▸ **Stated problem**:
Pull every line that holds the word "with" from the entries.

▸ **Excerpted data**:
━━━━━━━━━━━━━━━━━━━━
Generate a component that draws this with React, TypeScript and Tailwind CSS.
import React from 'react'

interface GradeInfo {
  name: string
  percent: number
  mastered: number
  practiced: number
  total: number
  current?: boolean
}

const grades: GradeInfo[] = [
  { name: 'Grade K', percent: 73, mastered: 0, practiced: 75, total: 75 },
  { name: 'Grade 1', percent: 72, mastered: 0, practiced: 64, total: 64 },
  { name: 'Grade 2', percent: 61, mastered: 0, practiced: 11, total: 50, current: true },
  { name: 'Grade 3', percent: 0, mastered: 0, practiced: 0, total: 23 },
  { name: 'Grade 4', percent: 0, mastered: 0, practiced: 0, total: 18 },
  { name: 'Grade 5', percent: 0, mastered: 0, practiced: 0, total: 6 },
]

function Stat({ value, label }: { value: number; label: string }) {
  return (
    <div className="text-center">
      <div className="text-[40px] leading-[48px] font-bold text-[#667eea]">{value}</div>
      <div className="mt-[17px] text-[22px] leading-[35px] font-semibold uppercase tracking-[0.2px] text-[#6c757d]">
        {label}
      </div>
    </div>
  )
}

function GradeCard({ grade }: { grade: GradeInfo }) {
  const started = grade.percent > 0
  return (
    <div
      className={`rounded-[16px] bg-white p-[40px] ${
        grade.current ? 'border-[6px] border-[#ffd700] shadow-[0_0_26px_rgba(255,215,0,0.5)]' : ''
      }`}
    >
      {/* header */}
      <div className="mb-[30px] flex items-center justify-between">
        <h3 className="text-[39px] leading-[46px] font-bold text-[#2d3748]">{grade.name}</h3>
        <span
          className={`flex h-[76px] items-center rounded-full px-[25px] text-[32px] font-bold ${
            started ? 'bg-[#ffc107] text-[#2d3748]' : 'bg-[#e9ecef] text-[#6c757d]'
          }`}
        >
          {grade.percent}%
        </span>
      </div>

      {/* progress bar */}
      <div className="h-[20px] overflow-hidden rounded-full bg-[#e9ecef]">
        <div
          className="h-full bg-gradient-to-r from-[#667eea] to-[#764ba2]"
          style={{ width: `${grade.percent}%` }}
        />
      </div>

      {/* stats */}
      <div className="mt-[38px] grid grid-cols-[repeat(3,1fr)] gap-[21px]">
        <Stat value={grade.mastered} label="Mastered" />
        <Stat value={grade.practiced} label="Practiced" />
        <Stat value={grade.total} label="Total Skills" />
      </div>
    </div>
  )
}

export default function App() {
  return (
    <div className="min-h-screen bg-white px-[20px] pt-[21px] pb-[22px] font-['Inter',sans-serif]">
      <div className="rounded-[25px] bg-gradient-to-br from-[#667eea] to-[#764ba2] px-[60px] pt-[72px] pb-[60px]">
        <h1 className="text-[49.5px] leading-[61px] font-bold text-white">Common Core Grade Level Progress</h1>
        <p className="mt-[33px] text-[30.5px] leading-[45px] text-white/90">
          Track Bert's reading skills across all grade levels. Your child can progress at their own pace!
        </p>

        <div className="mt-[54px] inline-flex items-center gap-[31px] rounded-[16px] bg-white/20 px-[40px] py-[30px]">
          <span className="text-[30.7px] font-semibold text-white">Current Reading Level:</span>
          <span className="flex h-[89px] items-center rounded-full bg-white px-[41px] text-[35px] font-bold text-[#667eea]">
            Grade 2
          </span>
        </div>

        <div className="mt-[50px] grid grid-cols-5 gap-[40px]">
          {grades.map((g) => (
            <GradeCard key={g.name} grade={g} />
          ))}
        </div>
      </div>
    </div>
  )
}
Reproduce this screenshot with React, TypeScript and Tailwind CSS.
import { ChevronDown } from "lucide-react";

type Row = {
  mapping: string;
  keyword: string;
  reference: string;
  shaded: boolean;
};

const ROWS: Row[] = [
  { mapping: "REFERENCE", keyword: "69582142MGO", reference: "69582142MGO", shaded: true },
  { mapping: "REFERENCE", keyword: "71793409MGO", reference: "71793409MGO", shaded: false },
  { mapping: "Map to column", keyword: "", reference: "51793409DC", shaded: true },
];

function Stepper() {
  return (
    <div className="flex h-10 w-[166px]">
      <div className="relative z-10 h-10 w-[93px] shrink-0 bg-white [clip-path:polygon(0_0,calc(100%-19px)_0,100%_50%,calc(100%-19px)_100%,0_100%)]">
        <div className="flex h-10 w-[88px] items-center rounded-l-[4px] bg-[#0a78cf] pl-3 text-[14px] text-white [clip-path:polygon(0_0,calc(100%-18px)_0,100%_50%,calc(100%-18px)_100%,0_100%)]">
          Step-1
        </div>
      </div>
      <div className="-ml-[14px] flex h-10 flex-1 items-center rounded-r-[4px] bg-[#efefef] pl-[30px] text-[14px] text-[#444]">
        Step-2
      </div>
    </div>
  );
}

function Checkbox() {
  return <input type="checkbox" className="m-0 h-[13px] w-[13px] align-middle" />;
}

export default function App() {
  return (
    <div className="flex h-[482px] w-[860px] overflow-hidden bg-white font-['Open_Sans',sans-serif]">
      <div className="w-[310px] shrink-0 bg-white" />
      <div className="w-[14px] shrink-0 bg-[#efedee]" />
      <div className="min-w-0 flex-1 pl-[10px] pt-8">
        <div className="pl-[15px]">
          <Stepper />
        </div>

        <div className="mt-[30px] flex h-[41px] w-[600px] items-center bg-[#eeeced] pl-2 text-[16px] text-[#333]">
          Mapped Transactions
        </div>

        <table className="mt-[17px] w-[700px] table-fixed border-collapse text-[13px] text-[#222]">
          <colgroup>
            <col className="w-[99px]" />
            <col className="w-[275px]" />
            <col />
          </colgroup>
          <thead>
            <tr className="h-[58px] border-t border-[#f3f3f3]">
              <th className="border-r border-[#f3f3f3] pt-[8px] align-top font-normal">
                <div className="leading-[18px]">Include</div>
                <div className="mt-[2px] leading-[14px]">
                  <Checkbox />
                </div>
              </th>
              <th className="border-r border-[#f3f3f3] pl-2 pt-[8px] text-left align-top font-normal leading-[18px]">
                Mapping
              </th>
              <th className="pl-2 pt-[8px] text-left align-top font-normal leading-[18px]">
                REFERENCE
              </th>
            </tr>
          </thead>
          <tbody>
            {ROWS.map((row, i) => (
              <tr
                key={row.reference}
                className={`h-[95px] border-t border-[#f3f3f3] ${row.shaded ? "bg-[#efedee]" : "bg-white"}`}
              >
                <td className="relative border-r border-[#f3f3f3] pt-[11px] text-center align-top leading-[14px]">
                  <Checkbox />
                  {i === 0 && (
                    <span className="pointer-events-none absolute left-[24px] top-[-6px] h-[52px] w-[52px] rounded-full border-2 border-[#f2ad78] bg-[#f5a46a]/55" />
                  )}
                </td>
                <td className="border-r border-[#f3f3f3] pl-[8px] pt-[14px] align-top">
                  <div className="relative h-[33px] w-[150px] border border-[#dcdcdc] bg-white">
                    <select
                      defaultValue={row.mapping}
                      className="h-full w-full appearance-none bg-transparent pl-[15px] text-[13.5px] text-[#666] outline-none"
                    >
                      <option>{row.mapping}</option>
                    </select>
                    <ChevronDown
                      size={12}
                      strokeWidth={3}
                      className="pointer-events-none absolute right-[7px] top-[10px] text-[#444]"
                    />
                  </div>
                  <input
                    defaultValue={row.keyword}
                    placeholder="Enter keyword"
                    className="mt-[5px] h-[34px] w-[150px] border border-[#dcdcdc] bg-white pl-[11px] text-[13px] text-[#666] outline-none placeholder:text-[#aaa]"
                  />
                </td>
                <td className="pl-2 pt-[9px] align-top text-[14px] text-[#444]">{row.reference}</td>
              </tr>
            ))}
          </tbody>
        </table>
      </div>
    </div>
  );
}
━━━━━━━━━━━━━━━━━━━━
▸ **Full response**:
Generate a component that draws this with React, TypeScript and Tailwind CSS.
Reproduce this screenshot with React, TypeScript and Tailwind CSS.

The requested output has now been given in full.